Uwe Quilitzsch von der Kulturstiftung Dessau-Wörlitz, als langjähriger "Emma-Fan" auch Initiator der Ausstellung, freut sich daher ebenfalls auf die Premiere: "Filmkünstlerische Bezüge zu diesem Thema gibt es in Fülle und Filmtage auf der Insel sind innovativ. Auch zukünftige Themen können leicht mit Kino begleitet werden. Und nicht zuletzt hat uns die Begeisterung des LEO- und des Kiez-Kino-Teams für die Wörlitzer Filmtage überzeugt, diese nun stattfinden zu lassen." Und Thomas Ohrmann ergänzt schmunzelnd: "Man kann sagen, dass Lady Hamilton bei der Planung der Filmtage so etwas wie unsere inoffizielle Schirmherrin geworden ist."
Dass der ehrwürdige Park und das historische Ambiente keine Kulisse für Sci-Fi-Kracher und Actionfeuerwerke sein werden, versteht sich natürlich.
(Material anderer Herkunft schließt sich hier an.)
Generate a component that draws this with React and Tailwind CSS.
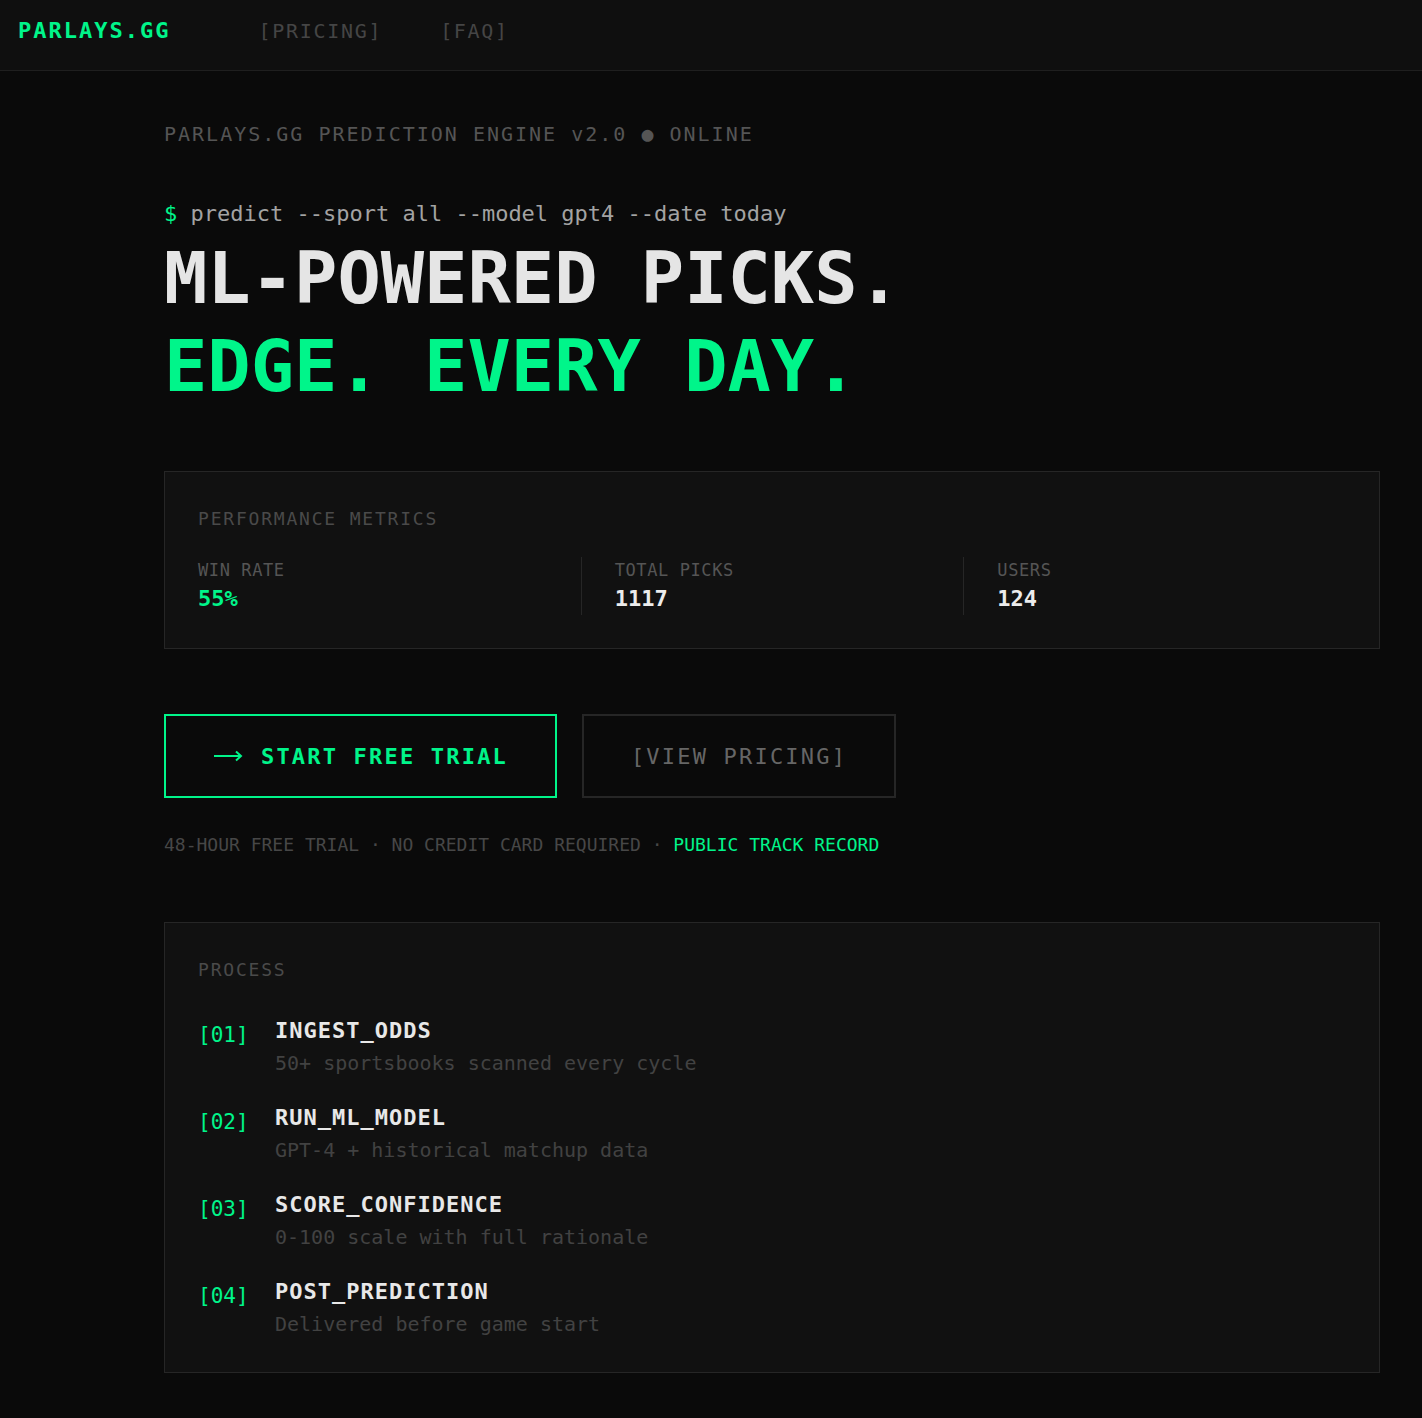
import React from 'react';

const steps = [
  { id: '01', title: 'INGEST_ODDS', desc: '50+ sportsbooks scanned every cycle' },
  { id: '02', title: 'RUN_ML_MODEL', desc: 'GPT-4 + historical matchup data' },
  { id: '03', title: 'SCORE_CONFIDENCE', desc: '0-100 scale with full rationale' },
  { id: '04', title: 'POST_PREDICTION', desc: 'Delivered before game start' },
];

const metrics = [
  { label: 'WIN RATE', value: '55%', green: true },
  { label: 'TOTAL PICKS', value: '1117' },
  { label: 'USERS', value: '124' },
];

const Arrow = () => (
  <svg width="30" height="12" viewBox="0 0 30 12" fill="none">
    <path d="M1 6H28M23 1.5L28 6L23 10.5" stroke="#00f58a" strokeWidth="2" />
  </svg>
);

export default function App() {
  return (
    <div className="min-h-screen bg-[#0a0a0a] font-['DejaVu_Sans_Mono',monospace]">
      <nav className="h-[71px] border-b border-[#1f1f1f] bg-[#0f0f0f] flex items-start pt-4 px-[18px]">
        <span className="text-[22px] leading-[30px] font-bold tracking-[2px] text-[#00f58a]">PARLAYS.GG</span>
        <div className="ml-[88px] flex gap-[58px] text-[20px] leading-[30px] tracking-[1.7px] text-[#454545]">
          <span>[PRICING]</span>
          <span>[FAQ]</span>
        </div>
      </nav>

      <main className="pl-[164px] pr-[42px] pt-[49px] pb-[46px]">
        <div className="text-[20px] leading-[28px] tracking-[2px] text-[#555]">
          PARLAYS.GG PREDICTION ENGINE v2.0 ● ONLINE
        </div>
        <div className="mt-[51px] text-[22px] leading-[30px] text-[#a3a3a3]">
          <span className="text-[#00f58a]">$</span> predict --sport all --model gpt4 --date today
        </div>
        <h1 className="mt-[5px] text-[72px] leading-[88px] font-bold text-[#e5e5e5]">
          <div>ML-POWERED PICKS.</div>
          <div className="text-[#00f58a]">EDGE. EVERY DAY.</div>
        </h1>

        <section className="mt-[61px] border border-[#262626] bg-[#111111] px-[33px] pt-[35px] pb-[33px]">
          <div className="text-[18px] leading-[24px] tracking-[1.8px] text-[#4a4a4a]">PERFORMANCE METRICS</div>
          <div className="mt-[26px] grid grid-cols-3">
            {metrics.map((m, i) => (
              <div key={m.label} className={i > 0 ? 'border-l border-[#262626] pl-[33px]' : ''}>
                <div className="text-[17px] leading-[26px] tracking-[0.6px] text-[#555]">{m.label}</div>
                <div className={`text-[22px] leading-[32px] font-bold ${m.green ? 'text-[#00f58a]' : 'text-[#ececec]'}`}>
                  {m.value}
                </div>
              </div>
            ))}
          </div>
        </section>

        <div className="mt-[65px] flex gap-[25px]">
          <button className="w-[393px] h-[84px] border-2 border-[#00f58a] flex items-center justify-center gap-[18px] text-[22px] font-bold tracking-[2.2px] text-[#00f58a]">
            <Arrow />
            <span>START FREE TRIAL</span>
          </button>
          <button className="w-[314px] h-[84px] border-2 border-[#262626] flex items-center justify-center text-[22px] tracking-[2.2px] text-[#666]">
            [VIEW PRICING]
          </button>
        </div>

        <div className="mt-[35px] text-[18px] leading-[24px] text-[#474747]">
          48-HOUR FREE TRIAL · NO CREDIT CARD REQUIRED · <span className="text-[#00f58a]">PUBLIC TRACK RECORD</span>
        </div>

        <section className="mt-[65px] border border-[#262626] bg-[#111111] px-[33px] pt-[35px] pb-[33px]">
          <div className="text-[18px] leading-[24px] tracking-[1.8px] text-[#4a4a4a]">PROCESS</div>
          <div className="mt-[34px] flex flex-col gap-[25px]">
            {steps.map((s) => (
              <div key={s.id} className="flex">
                <div className="w-[77px] pt-[4px] text-[21px] leading-[30px] text-[#00f58a]">[{s.id}]</div>
                <div>
                  <div className="text-[22px] leading-[30px] font-bold tracking-[1px] text-[#e8e8e8]">{s.title}</div>
                  <div className="mt-[2px] text-[20px] leading-[30px] text-[#424242]">{s.desc}</div>
                </div>
              </div>
            ))}
          </div>
        </section>
      </main>
    </div>
  );
}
Stattdessen wird der Schwerpunkt auf Historienfilmen liegen, die zum Teil selbst schon ein Stück Filmgeschichte sind, bei denen aber auch Spaß, Spannung, Drama und – wie könnte es mit Emma als Ideengeberin anders sein – Erotik nicht zu kurz kommen. "Wir wollen Parkbesucher aus Nah und Fern genauso ansprechen wie Kinofans und Alle, die besondere Filme in einer einmaligen Kulisse erleben wollen.", erklärt Thomas Ohrmann. Die Insel Stein ist auch nach Ansicht von Uwe Quilitzsch geradezu prädestiniert dafür: "Gibt es einen anspruchsvolleren Aufführungsort für Kino im Gartenreich? Das dem noch nicht ausgegrabenen Theater von Herculaneum nachgebildete Wörlitzer Theater ist ein idealer Ort. Freilichtkino am Fuße der Wörlitzer Vesuvs – ein Superlativ, kaum zu überbieten. Und auch die logistischen Rahmenbedingungen stimmen." Zudem sei das historische Filmprogramm letztendlich auch eine zeitgemäße Fortsetzung der "Attitüden" Emmas, betont Quilitzsch.
Vom 27. August bis 2. September wird täglich zur Blauen Stunde ein anderer Film gezeigt. Im Schatten des Vesuv treffen Besucher auf edle Recken und hochgeborene Damen, vom Kostümdrama bis zum Mantel-und-Degen-Film. Daran hätte ganz sicher auch Lady Hamilton ihre Freude gehabt. Und höchstwahrscheinlich, so Uwe Quilitzsch, sogar der historische Hausherr: "Wir glauben, dem Dessauer Fürsten hätte Kino in Wörlitz auch gefallen. Also dann: Film ab!"